All records must be quoted exactly. Omit the pictures.
☆ ☆ ☆ ☆ ☆
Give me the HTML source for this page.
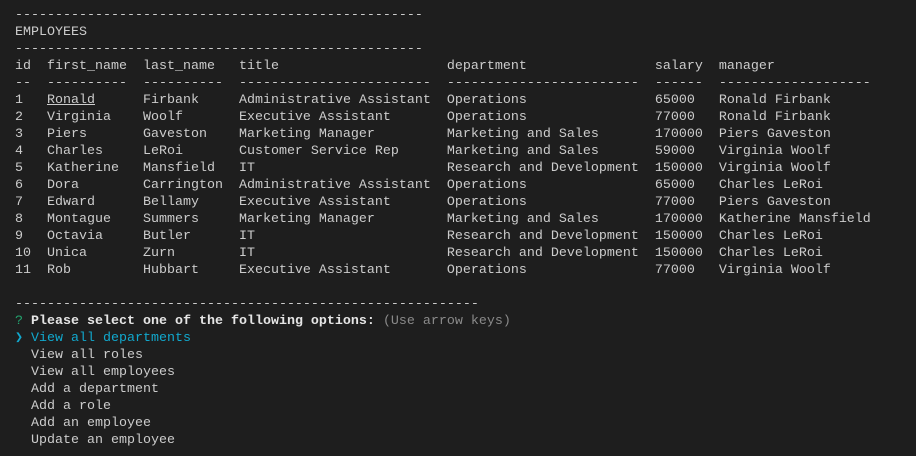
<!DOCTYPE html>
<html><head><style>
html,body{margin:0;padding:0;background:#1e1e1e;width:916px;height:456px;overflow:hidden}
pre{margin:0;position:absolute;left:15px;top:7px;font-family:"Liberation Mono",monospace;font-size:13.33px;line-height:17px;color:#cccccc;letter-spacing:0}
.g{color:#23a36e}.b{font-weight:bold;color:#e5e5e5}.d{color:#8a8a8a}.c{color:#11a8cd}
u{text-decoration:underline}
</style></head><body><pre>---------------------------------------------------
EMPLOYEES
---------------------------------------------------
id  first_name  last_name   title                     department                salary  manager
--  ----------  ----------  ------------------------  ------------------------  ------  -------------------
1   <u>Ronald</u>      Firbank     Administrative Assistant  Operations                65000   Ronald Firbank
2   Virginia    Woolf       Executive Assistant       Operations                77000   Ronald Firbank
3   Piers       Gaveston    Marketing Manager         Marketing and Sales       170000  Piers Gaveston
4   Charles     LeRoi       Customer Service Rep      Marketing and Sales       59000   Virginia Woolf
5   Katherine   Mansfield   IT                        Research and Development  150000  Virginia Woolf
6   Dora        Carrington  Administrative Assistant  Operations                65000   Charles LeRoi
7   Edward      Bellamy     Executive Assistant       Operations                77000   Piers Gaveston
8   Montague    Summers     Marketing Manager         Marketing and Sales       170000  Katherine Mansfield
9   Octavia     Butler      IT                        Research and Development  150000  Charles LeRoi
10  Unica       Zurn        IT                        Research and Development  150000  Charles LeRoi
11  Rob         Hubbart     Executive Assistant       Operations                77000   Virginia Woolf

----------------------------------------------------------
<span class="g">?</span> <span class="b">Please select one of the following options:</span> <span class="d">(Use arrow keys)</span>
<span class="c">❯ View all departments</span>
  View all roles
  View all employees
  Add a department
  Add a role
  Add an employee
  Update an employee</pre></body></html>
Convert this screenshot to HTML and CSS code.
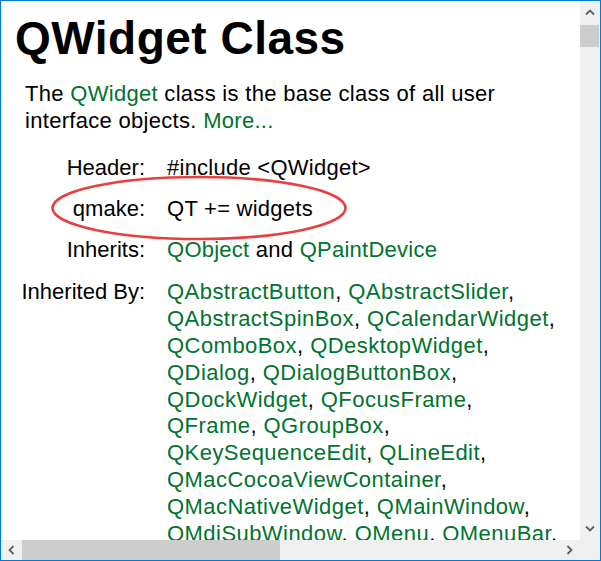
☆ ☆ ☆ ☆ ☆
■ COMPLETED TASK:
Give me the HTML source for this page.
<!DOCTYPE html>
<html><head><style>
html,body{margin:0;padding:0;background:#1e1e1e;width:916px;height:456px;overflow:hidden}
pre{margin:0;position:absolute;left:15px;top:7px;font-family:"Liberation Mono",monospace;font-size:13.33px;line-height:17px;color:#cccccc;letter-spacing:0}
.g{color:#23a36e}.b{font-weight:bold;color:#e5e5e5}.d{color:#8a8a8a}.c{color:#11a8cd}
u{text-decoration:underline}
</style></head><body><pre>---------------------------------------------------
EMPLOYEES
---------------------------------------------------
id  first_name  last_name   title                     department                salary  manager
--  ----------  ----------  ------------------------  ------------------------  ------  -------------------
1   <u>Ronald</u>      Firbank     Administrative Assistant  Operations                65000   Ronald Firbank
2   Virginia    Woolf       Executive Assistant       Operations                77000   Ronald Firbank
3   Piers       Gaveston    Marketing Manager         Marketing and Sales       170000  Piers Gaveston
4   Charles     LeRoi       Customer Service Rep      Marketing and Sales       59000   Virginia Woolf
5   Katherine   Mansfield   IT                        Research and Development  150000  Virginia Woolf
6   Dora        Carrington  Administrative Assistant  Operations                65000   Charles LeRoi
7   Edward      Bellamy     Executive Assistant       Operations                77000   Piers Gaveston
8   Montague    Summers     Marketing Manager         Marketing and Sales       170000  Katherine Mansfield
9   Octavia     Butler      IT                        Research and Development  150000  Charles LeRoi
10  Unica       Zurn        IT                        Research and Development  150000  Charles LeRoi
11  Rob         Hubbart     Executive Assistant       Operations                77000   Virginia Woolf

----------------------------------------------------------
<span class="g">?</span> <span class="b">Please select one of the following options:</span> <span class="d">(Use arrow keys)</span>
<span class="c">❯ View all departments</span>
  View all roles
  View all employees
  Add a department
  Add a role
  Add an employee
  Update an employee</pre></body></html>
Convert this screenshot to HTML and CSS code.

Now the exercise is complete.